Sodium restriction is also an important part of dietary guidelines in patients with cirrhosis and ascites.[52] A 2 g sodium-restricted diet, when combined with diuretic therapy, is effective for controlling fluid overload in 90% of these patients.[53] High-sodium processed foods, specifically deli meats, canned soups, frozen meals, and packaged snacks, should be avoided. Fruits, vegetables, legumes, raw nuts, and whole grains are naturally low in sodium and should be encouraged.

In patients with cirrhosis and obesity, a hypocaloric diet (500-800 kcal below daily requirement) in combination with a high protein diet ~ 1.5 g/kg/day has been used to promote weight loss while preventing muscle loss.[54]

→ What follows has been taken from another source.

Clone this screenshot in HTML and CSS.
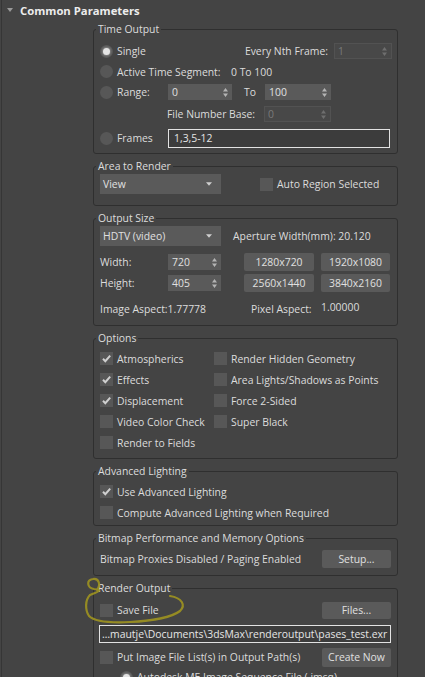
FILE: index.html
```html
<!DOCTYPE html>
<html>
<head>
<meta charset="utf-8">
<title>Common Parameters</title>
<link rel="stylesheet" href="styles.css">
</head>
<body>
<div class="panel">
  <div class="rollout-head"><span class="tri"></span><span class="rollout-title">Common Parameters</span></div>
  <div class="groups">

    <fieldset class="grp g-time">
      <legend>Time Output</legend>
      <div class="row r1">
        <span class="radio on"></span><span class="lbl">Single</span>
        <span class="lbl nth-lbl">Every Nth Frame:</span>
        <span class="field disabled w-nth">1<svg class="spin" viewBox="0 0 5 9"><path d="M2.5 0 5 3.5H0zM0 5.5h5L2.5 9z"/></svg></span>
      </div>
      <div class="row r2">
        <span class="radio"></span><span class="lbl w-seg">Active Time Segment:</span><span class="lbl">0 To 100</span>
      </div>
      <div class="row r3">
        <span class="radio"></span><span class="lbl w-range">Range:</span>
        <span class="field w-from">0<svg class="spin" viewBox="0 0 5 9"><path d="M2.5 0 5 3.5H0zM0 5.5h5L2.5 9z"/></svg></span>
        <span class="lbl to-lbl">To</span>
        <span class="field w-to">100<svg class="spin" viewBox="0 0 5 9"><path d="M2.5 0 5 3.5H0zM0 5.5h5L2.5 9z"/></svg></span>
      </div>
      <div class="row r4">
        <span class="lbl fnb-lbl">File Number Base:</span>
        <span class="field disabled w-fnb">0<svg class="spin" viewBox="0 0 5 9"><path d="M2.5 0 5 3.5H0zM0 5.5h5L2.5 9z"/></svg></span>
      </div>
      <div class="row r5">
        <span class="radio"></span><span class="lbl w-range">Frames</span>
        <span class="textbox w-frames">1,3,5-12</span>
      </div>
    </fieldset>

    <fieldset class="grp g-area">
      <legend>Area to Render</legend>
      <div class="row rh20">
        <span class="dropdown">View<svg class="dd" viewBox="0 0 7 4"><path d="M0 0h7L3.5 4z"/></svg></span>
        <span class="check auto-chk"></span><span class="lbl">Auto Region Selected</span>
      </div>
    </fieldset>

    <fieldset class="grp g-size">
      <legend>Output Size</legend>
      <div class="row rh20">
        <span class="dropdown">HDTV (video)<svg class="dd" viewBox="0 0 7 4"><path d="M0 0h7L3.5 4z"/></svg></span>
        <span class="lbl aperture">Aperture Width(mm): 20.120</span>
      </div>
      <div class="row s2">
        <span class="lbl w-dim">Width:</span>
        <span class="field w-dimf">720<svg class="spin" viewBox="0 0 5 9"><path d="M2.5 0 5 3.5H0zM0 5.5h5L2.5 9z"/></svg></span>
        <span class="btn b-first">1280x720</span>
        <span class="btn b-second">1920x1080</span>
      </div>
      <div class="row s3">
        <span class="lbl w-dim">Height:</span>
        <span class="field w-dimf">405<svg class="spin" viewBox="0 0 5 9"><path d="M2.5 0 5 3.5H0zM0 5.5h5L2.5 9z"/></svg></span>
        <span class="btn b-first">2560x1440</span>
        <span class="btn b-second">3840x2160</span>
      </div>
      <div class="row s4">
        <span class="lbl w-aspect">Image Aspect:1.77778</span>
        <span class="lbl w-pix">Pixel Aspect:</span>
        <span class="lbl pix-val">1.00000</span>
      </div>
    </fieldset>

    <fieldset class="grp g-opts">
      <legend>Options</legend>
      <div class="opts">
        <div class="opt"><span class="check on"><svg viewBox="0 0 13 13"><path d="M3 6.8 5.3 9.2 10.2 3.6"/></svg></span><span class="lbl">Atmospherics</span></div>
        <div class="opt"><span class="check"></span><span class="lbl">Render Hidden Geometry</span></div>
        <div class="opt"><span class="check on"><svg viewBox="0 0 13 13"><path d="M3 6.8 5.3 9.2 10.2 3.6"/></svg></span><span class="lbl">Effects</span></div>
        <div class="opt"><span class="check"></span><span class="lbl">Area Lights/Shadows as Points</span></div>
        <div class="opt"><span class="check on"><svg viewBox="0 0 13 13"><path d="M3 6.8 5.3 9.2 10.2 3.6"/></svg></span><span class="lbl">Displacement</span></div>
        <div class="opt"><span class="check"></span><span class="lbl">Force 2-Sided</span></div>
        <div class="opt"><span class="check"></span><span class="lbl">Video Color Check</span></div>
        <div class="opt"><span class="check"></span><span class="lbl">Super Black</span></div>
        <div class="opt"><span class="check"></span><span class="lbl">Render to Fields</span></div>
      </div>
    </fieldset>

    <fieldset class="grp g-adv">
      <legend>Advanced Lighting</legend>
      <div class="opt wide"><span class="check on"><svg viewBox="0 0 13 13"><path d="M3 6.8 5.3 9.2 10.2 3.6"/></svg></span><span class="lbl">Use Advanced Lighting</span></div>
      <div class="opt wide"><span class="check"></span><span class="lbl">Compute Advanced Lighting when Required</span></div>
    </fieldset>

    <fieldset class="grp g-bmp">
      <legend>Bitmap Performance and Memory Options</legend>
      <div class="row bmp-row">
        <span class="lbl">Bitmap Proxies Disabled / Paging Enabled</span>
        <span class="btn b-right">Setup...</span>
      </div>
    </fieldset>

    <fieldset class="grp g-out">
      <legend>Render Output</legend>
      <div class="row o1">
        <span class="check"></span><span class="lbl">Save File</span>
        <span class="btn b-right b-files">Files...</span>
      </div>
      <div class="textbox path">…mautje\Documents\3dsMax\renderoutput\pases_test.exr</div>
      <div class="row o3">
        <span class="check"></span><span class="lbl">Put Image File List(s) in Output Path(s)</span>
        <span class="btn b-right b-create">Create Now</span>
      </div>
      <div class="row o4">
        <span class="radio on"></span><span class="lbl">Autodesk ME Image Sequence File (.imsq)</span>
      </div>
    </fieldset>
  </div>

  <svg class="annot" viewBox="0 0 425 677" width="425" height="677">
    <path d="M97 590 C 101 585, 99 578, 93 579 C 86 580, 87 588, 94 589 C 104 590, 97 592, 90 595 C 85 600, 85 610, 89 616 C 95 622, 110 623, 130 622 C 152 621, 172 617, 180 611 C 186 605, 182 598, 170 596"/>
  </svg>
</div>
</body>
</html>
```

FILE: styles.css
```css
* { box-sizing: border-box; }
html, body { margin: 0; height: 100%; }
body {
  background: #444444;
  font-family: "Open Sans", "Noto Sans", "DejaVu Sans", sans-serif;
  font-size: 10.4px;
  color: #dcdcdc;
  overflow: hidden;
}
.panel {
  margin-left: 1px;
  border-left: 1px solid #363636;
  height: 677px;
  position: relative;
}
.rollout-head {
  height: 21px;
  display: flex;
  align-items: center;
  padding-left: 5px;
  padding-bottom: 1px;
}
.tri {
  width: 0; height: 0;
  border-left: 3px solid transparent;
  border-right: 3px solid transparent;
  border-top: 4px solid #9a9a9a;
  margin-right: 7px;
}
.rollout-title { font-weight: 700; color: #ececec; font-size: 11.3px; }

.groups { padding-left: 91px; }
.grp {
  width: 305px;
  margin: 0 0 4px;
  padding: 0 6px;
  border: 1px solid #2f2f2f;
  border-radius: 3px;
  min-width: 0;
}
.grp legend {
  padding: 0 2px;
  margin-left: -4px;
  line-height: 16px;
  height: 16px;
  color: #dcdcdc;
}
.row { display: flex; align-items: center; white-space: nowrap; }
.lbl { line-height: 16px; }

.radio {
  width: 13px; height: 13px; border-radius: 50%;
  background: #575757;
  flex: none;
  margin-right: 4px;
  position: relative;
}
.radio.on::after {
  content: "";
  position: absolute; left: 3px; top: 3px;
  width: 7px; height: 7px; border-radius: 50%;
  background: #e4e4e4;
  box-shadow: 0 0 2px 1px rgba(230,230,230,0.35);
}
.check {
  width: 13px; height: 13px;
  background: #575757;
  flex: none;
  margin-right: 4px;
  display: inline-flex;
}
.check svg { width: 13px; height: 13px; }
.check svg path { fill: none; stroke: #cfcfcf; stroke-width: 2; }

.field {
  height: 16px;
  background: #5a5a5a;
  display: flex; align-items: center;
  padding-left: 4px;
  position: relative;
  color: #e0e0e0;
  flex: none;
}
.field.disabled {
  background: #484848;
  border: 1px solid #525252;
  color: #7a7a7a;
  padding-left: 3px;
}
.spin { position: absolute; right: 4px; top: 50%; width: 5px; height: 9px; margin-top: -4.5px; fill: #b4b4b4; }
.field.disabled .spin { fill: #6e6e6e; }

.textbox {
  border: 1px solid #e2e2e2;
  background: #3c3c3c;
  color: #e6e6e6;
  padding-left: 5px;
  display: flex; align-items: center;
  overflow: hidden; white-space: nowrap;
}
.dropdown {
  width: 121px; height: 20px;
  background: #5a5a5a;
  display: flex; align-items: center;
  padding-left: 3px;
  position: relative;
  flex: none;
  color: #e0e0e0;
}
.dd { position: absolute; right: 9px; top: 8px; width: 6px; height: 4px; fill: #cfcfcf; }
.btn {
  height: 18px;
  background: #5a5a5a;
  border-radius: 2px;
  display: flex; align-items: center; justify-content: center;
  flex: none;
  color: #e0e0e0;
}

/* Time Output */
.g-time { padding-top: 4px; padding-bottom: 5px; }
.g-time .r1 { height: 20px; }
.nth-lbl { margin-left: auto; }
.w-nth { width: 58px; margin-left: 6px; margin-right: -1px; }
.g-time .r2 { height: 21px; }
.w-seg { width: 114px; }
.g-time .r3 { height: 20px; }
.w-range { width: 51px; }
.w-from { width: 64px; }
.to-lbl { margin-left: 12px; width: 21px; }
.w-to { width: 66px; }
.g-time .r4 { height: 20px; margin-top: 2px; }
.fnb-lbl { margin-left: 67px; width: 97px; }
.w-fnb { width: 67px; }
.g-time .r5 { height: 20px; margin-top: 4px; }
.w-frames { width: 222px; height: 19px; }

/* Area */
.g-area { padding-top: 0; padding-bottom: 11px; }
.rh20 { height: 20px; }
.auto-chk { margin-left: 39px; }

/* Output size */
.g-size { padding-bottom: 7px; }
.aperture { margin-left: 12px; }
.s2 { height: 18px; margin-top: 7px; }
.s3 { height: 18px; margin-top: 3px; }
.w-dim { width: 68px; }
.w-dimf { width: 53px; }
.b-first { width: 70px; margin-left: 23px; }
.b-second { width: 69px; margin-left: 7px; }
.s4 { height: 19px; margin-top: 7px; }
.w-aspect { width: 151px; }
.w-pix { width: 70px; }
.pix-val { position: relative; top: -2px; }

/* Options */
.g-opts { padding-top: 2px; padding-bottom: 5px; }
.opts { display: grid; grid-template-columns: 114px 1fr; }
.opt { height: 21px; display: flex; align-items: center; white-space: nowrap; }

/* Advanced */
.g-adv { padding-top: 2px; padding-bottom: 2px; }

/* Bitmap */
.g-bmp { padding-top: 2px; padding-bottom: 5px; }
.bmp-row { height: 22px; }
.b-right { width: 69px; margin-left: auto; }

/* Render output */
.g-out { padding-top: 4px; padding-bottom: 0; margin-top: 2px; }
.o1 { height: 20px; }
.b-files { height: 17px; }
.path { height: 18px; margin-top: 5px; width: 292px; margin-left: -1px; padding-left: 2px; }
.o3 { height: 20px; margin-top: 4px; }
.b-create { height: 19px; }
.o4 { height: 20px; margin-top: 0; padding-left: 20px; }

.annot {
  position: absolute; left: -2px; top: 0;
  pointer-events: none;
}
.annot path { fill: none; stroke: #9f9420; stroke-width: 2.2; stroke-linecap: round; opacity: 0.9; }
```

Other interventions with limited data include oral and enteral nutritional supplementation, probiotic supplementation, and coffee consumption. Reducing prolonged fasting in cirrhosis is critical to reduce sarcopenia and malnutrition. Patients with cirrhosis have increased fat oxidation, increased gluconeogenesis and decreased glycogenolysis after an overnight fast, comparable to 2-3 days of fasting in healthy subjects.[55] In patients with CTP class A cirrhosis, a nighttime nutritional supplement led to an increase in total body protein stores compared with the same supplement given during the day.[56] Although enteral feeding is occasionally used in malnourished cirrhotic patients admitted to the hospital, systematic meta-analyses have yet to show benefit in survival.[57],[58] Probiotic data are limited to very small clinical trials, but when probiotic VSL #3 was given to patients with alcohol and NAFLD-related cirrhosis for 6 months, there was reduced risk of hospitalization for hepatic encephalopathy, and improved CTP and MELD scores.[59]

Coffee consumption was shown, in a large systematic review, to be associated with a decreased risk of progression to cirrhosis, lower mortality rate in patients with cirrhosis, and lower rate of hepatocellular carcinoma development.[60]

There are no current guidelines recommending the use of any of these interventions at this time.

Orders

See Basic Diet Orders chapter.

Provide small, frequent meals with adequate energy, protein, and fluid.

Sodium less than 2 g daily.

Nutrition assessment by a registered dietitian.

Daily multivitamin with minerals.

What to Tell the Family

Cirrhosis of the liver is a life-threatening chronic illness, which is ultimately terminal without transplantation. However, the management of some cirrhosis cases may be improved with diet, thorough compliance with prescribed medications, and abstinence from alcohol.